CHAPTER 12
Culture and Technology

Picture illustration depicting how home banking woos its customers who use the Internet facilities at home.
Awe

A Tale of Two Cultures

Many years ago, when I was growing up in Germany, my mom would take me to a McDonald's as a special treat. It was one of the few American franchises you could find in Germany at the time, and it felt like home when we would go. My loving mother would purchase a hamburger for me and we would sit down at the table. Then, she would unwrap the burger for me, take off the top of the bun, and proceed to scrape off the onions, then put the burger back together. As you know by now, I am a very lazy person, and I didn't think my mother should have to scrape off the onions, so I asked her, “Mom, couldn't we just say, ‘Keine Zwiebel, bitte’?” That roughly translates to “No onions, please,” in English. I had been learning German in the school I was attending and one of our first vocabulary lists contained all the vegetables. She replied, “I wish I could, but they won't do that.” In those days, McDonald's wouldn't take a special order. Today you could order a cheeseburger with a chicken patty on it with extra cheese, two pickles, and light onions, and the cashier or drive-through person wouldn't even bat an eye. It's likely that this order wouldn't even be the most difficult one they had to take that day. However, 30 or 40 years ago, you got what you got and you didn't complain. Things were about to change though: A royal competitor in the fast-food market noticed that people weren't happy about McDonald's rigidness.
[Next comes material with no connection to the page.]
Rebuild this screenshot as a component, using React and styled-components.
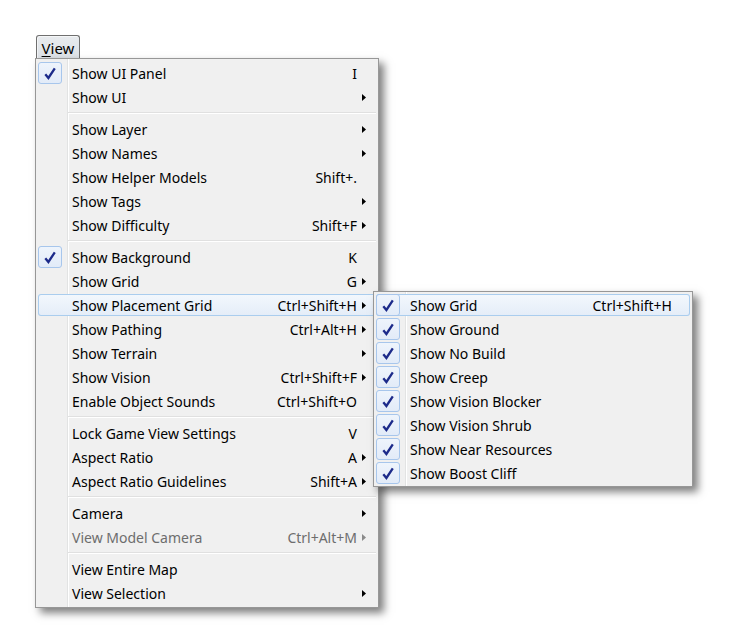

In 1974, Burger King ran television commercials in which employees sang, “Hold the pickles, hold the lettuce. Special orders don't upset us. All we ask is that you let us serve it your way!” Burger King was capitalizing on the fact that McDonald's refused to do special orders. Someone in the Burger King leadership knew that tastes varied and that it was inevitable that fast food would have to become customizable. This concept directly conflicted with the McDonald's philosophy of efficiency and speed.

Mac and Dick McDonald originally conceived the idea for fast food after noticing that hamburgers were the best-selling item on their menu. Because of this, they redesigned their restaurant to deliver a simple menu of three or four items very quickly. This was a revelation in the restaurant industry at a time when most restaurants had 25 or more items on their menu and catered to a local clientele. The brothers obsessed over each item in the kitchen and, more importantly, over each step of the process of making their food. The key to fast and consistent food delivery in the eyes of the brothers was a rigid, repeatable one-size-fits-all process that would be adhered to by every one of their franchises. For years, McDonald's resisted the change, believing that Burger King would fail under the weight of the custom orders. They thought that Burger King's service would be slower and that there weren't that many people who wanted to customize their food, so McDonald's sat back to see what would happen. After all, McDonald's wasn't exactly going bankrupt. In the end, though, McDonald's retooled its processes to accept customized orders—something learned from the upstart competitors—and continued to thrive.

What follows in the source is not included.